Valence_BRMS_acat_Mod <-
        brm(Emo_Mod_fmla,
            data = Emo_Data,
            family = "acat",
            prior = priors_acat,
            inits = 0,
            iter = 2000,
            warmup = 1000,
            chains = 2,
            cores = ncores,
            control = list(adapt_delta = 0.9,
                           max_treedepth = 12)
        )

With the priors for intercepts set fairly tightly to the response category boundaries, I get the following with a prior-only predictive check:

edit to note that the model takes a very long time to run!

abartonicek · May 13, 2020, 12:42am

As @torkar pointed out, you might be better off specifying the cumulative family as opposed to acat.
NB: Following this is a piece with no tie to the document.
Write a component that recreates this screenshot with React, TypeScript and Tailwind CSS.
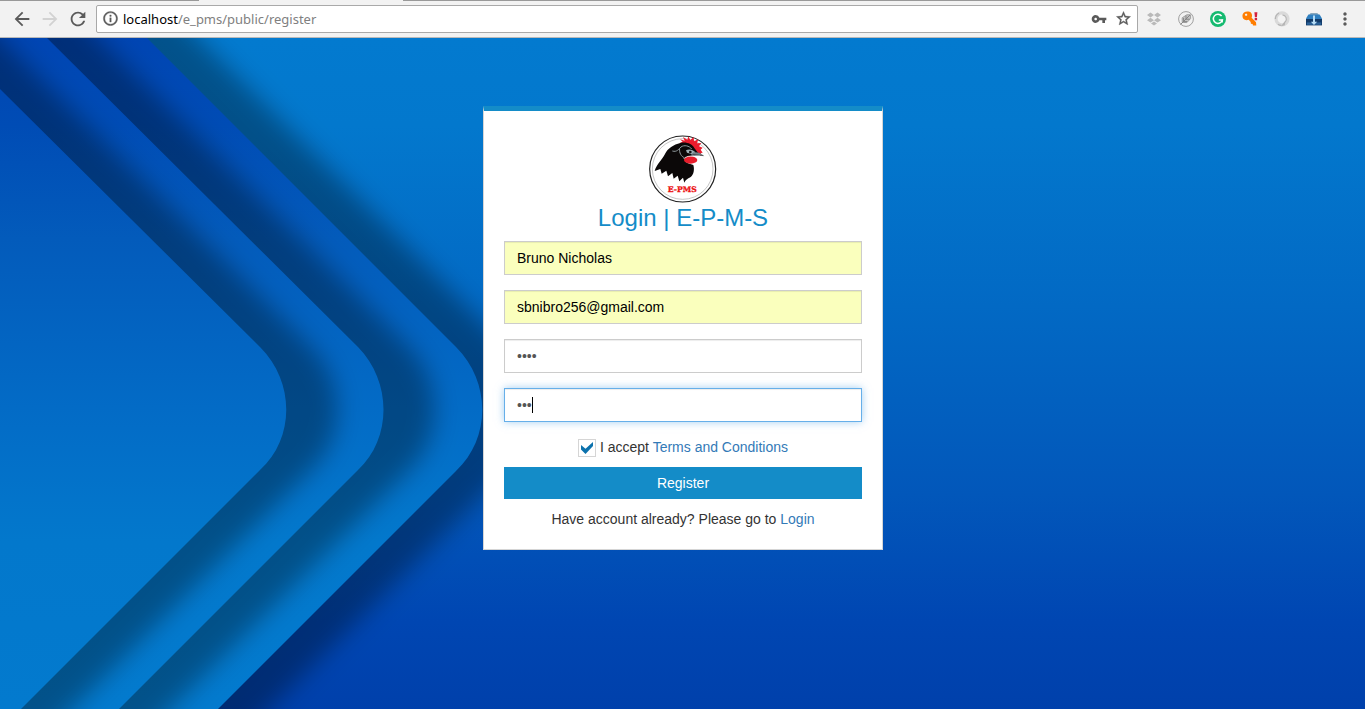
import { useState } from "react";
import type { ReactNode } from "react";
import {
  MdArrowBack,
  MdArrowForward,
  MdInfoOutline,
  MdMoreVert,
  MdRefresh,
  MdStarBorder,
  MdVpnKey,
} from "react-icons/md";

function ToolbarButton({ label, className, children }: { label: string; className: string; children: ReactNode }) {
  return (
    <button type="button" aria-label={label} className={`flex h-7 shrink-0 items-center justify-center ${className}`}>
      {children}
    </button>
  );
}

function DropboxIcon() {
  return (
    <svg width="16" height="16" viewBox="0 0 16 16" fill="#b9b9b9" aria-hidden="true">
      <path d="M4.5 1.5 8 4 4.5 6.4 1 4zM11.5 1.5 15 4l-3.5 2.4L8 4zM4.5 6.8 8 9.2l-3.5 2.4L1 9.2zM11.5 6.8 15 9.2l-3.5 2.4L8 9.2z" />
      <path d="M8 10.4 11 12.5 8 14.6 5 12.5z" />
    </svg>
  );
}

function FeatherIcon() {
  return (
    <svg width="16" height="16" viewBox="0 0 16 16" fill="none" aria-hidden="true">
      <circle cx="8" cy="8" r="7.4" stroke="#a0a0a0" />
      <path d="M4.200 11.400V6.800L8.800 3.800H12.600V7.600L8.800 11.600z" fill="#c4c4c4" stroke="#a0a0a0" />
      <path d="M2.400 13.600 12 4M8 4.600V8.200H11.800M5.600 7V10.600H9.200" stroke="#858585" />
    </svg>
  );
}

function GrammarIcon() {
  return (
    <svg width="16" height="16" viewBox="0 0 16 16" fill="none" aria-hidden="true">
      <circle cx="8" cy="8" r="8" fill="#15ba70" />
      <path d="M11.600 5A4.600 4.600 0 1 0 12.400 9H8.800" stroke="#fff" strokeWidth="1.500" />
      <path d="M12.200 8.400V11.600" stroke="#fff" strokeWidth="1.400" />
    </svg>
  );
}

function AlertKeyIcon() {
  return (
    <svg width="16" height="16" viewBox="0 0 16 16" aria-hidden="true">
      <path
        fill="#ff7d00"
        d="M2 1.400C3.800.3 7.600.3 9 1.700c1.300 1.300 1.200 3.400.6 5l4.400 4.600.3 3.200-3.300.1-.4-1.700-1.700-.2-.2-1.800L6.700 8.700C4.800 9.500 2.600 9.200 1.300 7.800-.1 6 .3 2.700 2 1.400zM3.300 3a1.100 1.100 0 1 0 1.600 1.600A1.100 1.100 0 0 0 3.300 3z"
      />
      <path fill="#d4213d" d="M12.400 1.200h3l-.5 5h-2zM12.700 7h2.400v2.200h-2.400z" />
    </svg>
  );
}

function RingIcon() {
  return (
    <svg width="16" height="16" viewBox="0 0 16 16" fill="none" aria-hidden="true">
      <circle cx="8" cy="7.800" r="6" stroke="#d9d9d9" strokeWidth="3.200" />
      <path d="M1.400 8A6.600 6.600 0 0 1 5 2M4 13.200A6.600 6.600 0 0 0 7.400 14.400M8.500 3.800a4.300 4.300 0 0 1 2.600 7.300" stroke="#b4b4b4" strokeWidth="1.200" />
      <path d="M9.600 11.800 11.400 9.800 10.800 14.200 7 15.200z" fill="#b4b4b4" />
    </svg>
  );
}

function DownloadBoxIcon() {
  return (
    <svg width="16" height="16" viewBox="0 0 16 16" aria-hidden="true">
      <path fill="#8aa7bb" d="M3.200 4 4.600 2h6.800l1.400 2z" />
      <path fill="#2f7fc0" d="M2.400 3.400h11.200L16 7.400V9H0V7.400z" />
      <path fill="#123a68" d="M0 8h16v6.400H0z" />
      <path fill="#2a6199" d="M.8 11.400h14.400v2.400H.8z" />
      <path fill="#b5dcf5" d="M7 4.500h2v6.300h2.200L8 14l-3.200-3.200H7z" />
    </svg>
  );
}

function Toolbar() {
  return (
    <header className="relative flex h-[38px] items-center border-b border-[#b9b9b9] bg-[#f2f2f2] pr-[5px] pl-2 text-[#5a5a5a]">
      <div className="absolute inset-x-0 top-0 flex" aria-hidden="true">
        <span className="h-px w-[199px] bg-[#999]" />
        <span className="h-px w-[204px]" />
        <span className="h-px flex-1 bg-[#999]" />
      </div>
      <ToolbarButton label="Back" className="w-7">
        <MdArrowBack size={22} />
      </ToolbarButton>
      <ToolbarButton label="Forward" className="w-7 text-[#d2d2d2]">
        <MdArrowForward size={22} />
      </ToolbarButton>
      <ToolbarButton label="Reload" className="w-7">
        <MdRefresh size={22} />
      </ToolbarButton>
      <div className="ml-1 flex h-7 min-w-0 flex-1 items-center rounded-xs border border-[#a9a9a9] bg-white px-[5px]">
        <MdInfoOutline
          size={17}
          className="shrink-0 stroke-current stroke-[0.5] [&>path[fill=none]]:stroke-none"
          aria-hidden="true"
        />
        <p className="ml-1 min-w-0 flex-1 truncate font-['Noto_Sans',sans-serif] text-[13px] leading-5 text-[#808080]">
          <span className="text-black">localhost</span>/e_pms/public/register
        </p>
        <ToolbarButton label="Saved password" className="w-8">
          <MdVpnKey size={16} />
        </ToolbarButton>
        <ToolbarButton label="Bookmark this page" className="w-[17px]">
          <MdStarBorder size={17} className="stroke-current stroke-[0.5] [&>path[fill=none]]:stroke-none" />
        </ToolbarButton>
      </div>
      <ToolbarButton label="Dropbox" className="w-8">
        <DropboxIcon />
      </ToolbarButton>
      <ToolbarButton label="Notes" className="w-8">
        <FeatherIcon />
      </ToolbarButton>
      <ToolbarButton label="Grammar check" className="w-8">
        <GrammarIcon />
      </ToolbarButton>
      <ToolbarButton label="Key manager" className="w-8">
        <AlertKeyIcon />
      </ToolbarButton>
      <ToolbarButton label="Sync" className="w-8">
        <RingIcon />
      </ToolbarButton>
      <ToolbarButton label="Downloads" className="w-8">
        <DownloadBoxIcon />
      </ToolbarButton>
      <ToolbarButton label="Menu" className="w-[30px]">
        <MdMoreVert size={20} />
      </ToolbarButton>
    </header>
  );
}

const chevrons = [
  "M-653 -800 L147 0 L456 309 C491 344 491 400 456 433 L-200 1089 H-653 Z",
  "M-753 -800 L47 0 L358 309 C392 344 392 400 358 432 L-200 990 H-753 Z",
  "M-851 -800 L0 51 L260 309 C295 344 295 400 260 432 L-200 892 H-851 Z",
];

function Backdrop() {
  return (
    <svg
      className="absolute inset-0 h-full w-full"
      viewBox="0 0 1365 671"
      preserveAspectRatio="xMinYMin slice"
      aria-hidden="true"
    >
      <defs>
        <linearGradient id="sky" gradientUnits="userSpaceOnUse" x1="0" y1="0" x2="0" y2="671">
          <stop offset="0" stopColor="#037acf" />
          <stop offset="0.13" stopColor="#0378cd" />
          <stop offset="0.4" stopColor="#0269c4" />
          <stop offset="0.68" stopColor="#0257ba" />
          <stop offset="0.87" stopColor="#0046b2" />
          <stop offset="1" stopColor="#0040ab" />
        </linearGradient>
        <linearGradient id="band" gradientUnits="userSpaceOnUse" x1="0" y1="0" x2="0" y2="671">
          <stop offset="0" stopColor="#0045b3" />
          <stop offset="0.13" stopColor="#004cb5" />
          <stop offset="0.3" stopColor="#035bbb" />
          <stop offset="0.55" stopColor="#036bc6" />
          <stop offset="0.75" stopColor="#0378cc" />
          <stop offset="1" stopColor="#037ace" />
        </linearGradient>
        <filter id="soft" filterUnits="userSpaceOnUse" x="-200" y="-200" width="1000" height="1100">
          <feGaussianBlur stdDeviation="12" />
        </filter>
      </defs>
      <rect width="1365" height="671" fill="url(#sky)" />
      {chevrons.map((d) => (
        <g key={d}>
          <path d={d} transform="translate(51 0)" fill="#000" fillOpacity="0.33" filter="url(#soft)" />
          <path d={d} fill="url(#band)" />
        </g>
      ))}
    </svg>
  );
}

function RoosterLogo() {
  return (
    <svg className="mx-auto block h-[68px] w-[68px]" viewBox="27 29 204 204" role="img" aria-label="E-PMS logo">
      <circle cx="128" cy="131" r="99" fill="#fff" stroke="#222" strokeWidth="3.500" />
      <circle cx="128" cy="131" r="91" fill="none" stroke="#8a8a8a" strokeWidth="1.500" />
      <path
        fill="#ea1c2d"
        d="M117 54 128 49 120 42 134 46 129 35 142 43 145 33 151 44 161 35 162 48 175 42 171 54 184 53 177 63 188 67 182 73 188 82 183 83 184 92 172 84 164 72 150 59 136 56z"
      />
      <path
        fill="#0b0808"
        d="M44 137C50 116 67 103 75 86C83 69 101 58 121 53C139 49 157 56 163 68L172 80 178 86 166 89 146 93C132 96 130 106 142 113L160 119C164 132 161 148 153 154C144 161 138 160 133 172L129 157 118 168 113 151 101 160 97 143 84 153 79 136 65 145 61 131z"
      />
      <path fill="none" stroke="#929b9e" strokeWidth="3" d="M97 77C111 81 115 72 123 65C132 58 148 61 155 71M119 70C117 82 124 94 133 97" />
      <path fill="#9caeb4" d="M138 75C147 70 160 73 166 82L157 87 141 82z" />
      <circle cx="151" cy="80" r="4" fill="#111" />
      <path fill="#718287" d="M161 81C175 80 184 84 193 93L178 90 164 91 153 89z" />
      <path fill="none" stroke="#222" strokeWidth="1.500" d="M157 87 190 91" />
      <ellipse cx="152" cy="104" rx="20" ry="11" fill="#e61d2b" />
      <path fill="none" stroke="#fff" strokeWidth="2" d="M131 101C138 90 163 90 173 98" />
      <text
        x="127"
        y="200"
        textAnchor="middle"
        className="font-['DejaVu_Serif',serif] text-[23px] font-bold"
        fill="#ec1313"
        stroke="#ec1313"
        strokeWidth="1"
      >
        E-PMS
      </text>
    </svg>
  );
}

const fieldBase =
  "block h-[34px] w-full border px-3 text-sm leading-5 outline-none shadow-[inset_0_1px_1px_rgba(0,0,0,0.075)]";

function RegisterForm() {
  const [accepted, setAccepted] = useState(true);

  return (
    <form
      onSubmit={(event) => event.preventDefault()}
      className="w-full max-w-[400px] border border-t-[5px] border-[#d5d5d5] border-t-[#148cc8] bg-white px-5 pt-6 pb-5 text-center text-sm leading-5 text-[#333]"
    >
      <RoosterLogo />
      <h1 className="mt-0.5 mb-2.5 text-2xl leading-[26px] text-[#148cc8]">Login | E-P-M-S</h1>
      <div className="flex flex-col gap-[15px]">
        <input
          type="text"
          aria-label="Name"
          defaultValue="Bruno Nicholas"
          className={`${fieldBase} border-[#ccc] bg-[#faffbd] text-black`}
        />
        <input
          type="email"
          aria-label="E-mail address"
          defaultValue="sbnibro256@gmail.com"
          className={`${fieldBase} border-[#ccc] bg-[#faffbd] text-black`}
        />
        <input
          type="password"
          aria-label="Password"
          defaultValue="1234"
          className={`${fieldBase} border-[#ccc] bg-white text-[#555]`}
        />
        <div className="relative">
          <input
            type="password"
            aria-label="Confirm password"
            defaultValue="123"
            className="block h-[34px] w-full border border-[#66afe9] bg-white px-3 text-sm leading-5 text-[#555] caret-transparent shadow-[inset_0_1px_1px_rgba(0,0,0,0.075),0_0_8px_rgba(102,175,233,0.6)] outline-none"
          />
          <span className="absolute top-[9px] left-7 h-4 w-px bg-black" aria-hidden="true" />
        </div>
        <div className="flex items-center justify-center gap-1">
          <span className="relative mt-0.5 flex h-[18px] w-[18px] items-center justify-center">
            <input
              id="accept"
              type="checkbox"
              checked={accepted}
              onChange={(event) => setAccepted(event.target.checked)}
              className="h-[18px] w-[18px] appearance-none border border-[#d5d5d5] bg-white"
            />
            {accepted && (
              <svg
                className="pointer-events-none absolute inset-0"
                width="18"
                height="18"
                viewBox="0 0 18 18"
                aria-hidden="true"
              >
                <path d="M3 6 7.500 9.800 15 3V7L7.500 15 3 10.600z" fill="#0c72ad" />
              </svg>
            )}
          </span>
          <p>
            <label htmlFor="accept">I accept</label>{" "}
            <a href="#terms" className="text-[#337ab7]">
              Terms and Conditions
            </a>
          </p>
        </div>
      </div>
      <button type="submit" className="mt-2.5 block h-8 w-full bg-[#148cc8] text-sm text-white">
        Register
      </button>
      <p className="mt-2.5">
        Have account already? Please go to{" "}
        <a href="#login" className="text-[#337ab7]">
          Login
        </a>
      </p>
    </form>
  );
}

export default function App() {
  return (
    <div className="flex min-h-screen flex-col font-['Liberation_Sans',Arial,sans-serif]">
      <Toolbar />
      <main className="relative flex flex-1 flex-col bg-[#0040ab]">
        <Backdrop />
        <div className="relative flex flex-1 items-start justify-center pt-[68px] pb-10 pl-px">
          <RegisterForm />
        </div>
      </main>
    </div>
  );
}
The way you’ve set up your priors on the thresholds would make sense if they were partitioning a latent variable (i.e. what cumulative does). I’ve no idea what the priors mean in relation to the acat model, where afaik you’re modeling the relative probability between category k and k + 1.

Additionally, your priors for standard deviations are cauchy, and the thick tails might be causing problems. Thinking about it, that could be the reason why you get a lot of extreme observations via prior predictive checks - because your model might be putting a lot of density into some really weird areas of the parameter space. Try setting the priors to normal or student-t with 3+ degrees of freedom and see what happens.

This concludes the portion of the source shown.